In the earlier Middle Ages, before 1100, as in the later, the common language is Latin. Between the Latin authors of the earlier time—Gregory the Great, or Bede—and those of the later—Anselm, or Thomas Aquinas—there may be great differences, but there is no line of separation.
In the literature of the native tongues there is a line of division about 1100 more definite than any later epoch; it is made by the appearance of French poetry, bringing along with it an intellectual unity of Christendom which has never been shaken since.
The importance of this is that it meant a mutual understanding among the laity of Europe, equal to that which had so long obtained among the clergy, the learned men.
The year 1100, in which all Christendom is united, if not thoroughly and actively in all places, for the conquest of the Holy Sepulchre, at any rate ideally by the thought of this common enterprise, is also a year from which may be dated the beginning of the common lay intelligence of Europe, that sympathy of understanding by which ideas of different sorts are taken up and diffused, outside of the professionally learned bodies. The year 1100 is a good date, because of the first Provençal poet, William, Count of Poitiers, who was living then; he went on the Crusade three years later. He is the first poet of modern Europe who definitely helps to set a fashion of poetry not only for his own people but for the imitation of foreigners. He is the first modern poet; he uses the kind of verse which every one uses now.
The triumph of French poetry in the twelfth century was the end of the old Teutonic world—an end which had been long preparing, though it came suddenly at last. Before that time there had been the sympathy and informal union among the Germanic nations out of which the old heroic poems had come; such community of ideas as allowed the Nibelung story to be treated in all the Germanic tongues from Austria to Iceland, and even in Greenland, the furthest outpost of the Northmen. But after the eleventh century there was nothing new to be got out of this. Here and there may be found a gleaner, like Saxo Grammaticus, getting together all that he can save out of the ancient heathendom, or like the Norwegian traveller about fifty years later, who collected North German ballads of Theodoric and other champions, and paraphrased them in Norwegian prose. The really great achievement of the older world in its last days was in the prose histories of Iceland, which had virtue enough in them to change the whole world, if they had only been known and understood; but they were written for domestic circulation, and even their own people scarcely knew how good they were. Germania was falling to pieces, the separate nations growing more and more stupid and drowsy.
The languages derived from Latin—commonly called the Romance languages—French and Provençal, Italian and so on—were long of declaring themselves. The Italian and Spanish dialects had to wait for the great French outburst before they could produce anything. French and Provençal, which are well in front of Spanish and Italian, have little of importance to show before 1100. But after that date there is such profusion that it is clear there had been a long time of experiment and preparation. The earlier French epics have been lost; the earliest known Provençal poet is already a master of verse, and must be indebted to many poetical ancestors whose names and poems have disappeared.

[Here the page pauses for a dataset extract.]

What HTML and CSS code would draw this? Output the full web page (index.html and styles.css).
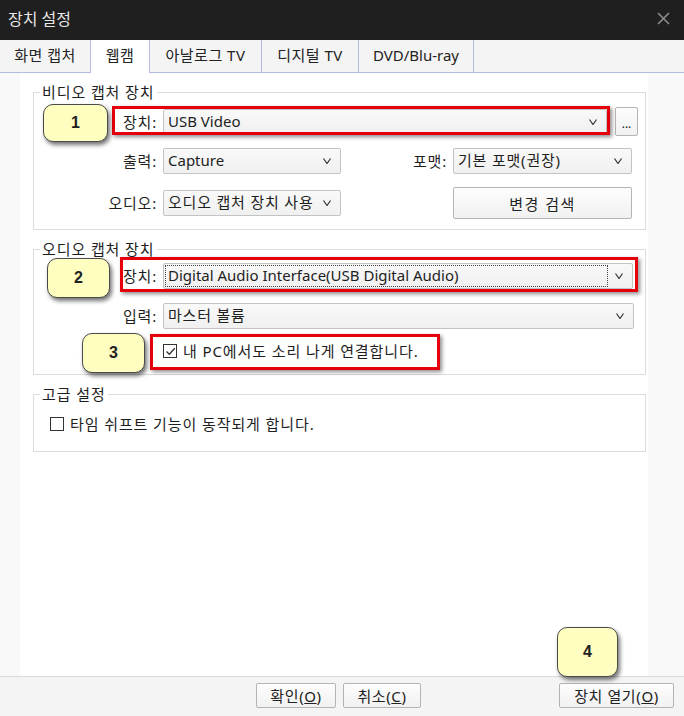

Long before 1100 there must have been a common literary taste in France, fashions of poetry well understood and appreciated, a career open for youthful poets. In the twelfth century the social success of poetry in France was extended in different degrees over all Europe. In Italy and Spain the fashions were taken up; in Germany they conquered even more quickly and thoroughly; the Danes and Swedes and Norwegians learned their ballad measures from the French; even the Icelanders, the only Northern nation with a classical literature and with minds of their own, were caught in the same way.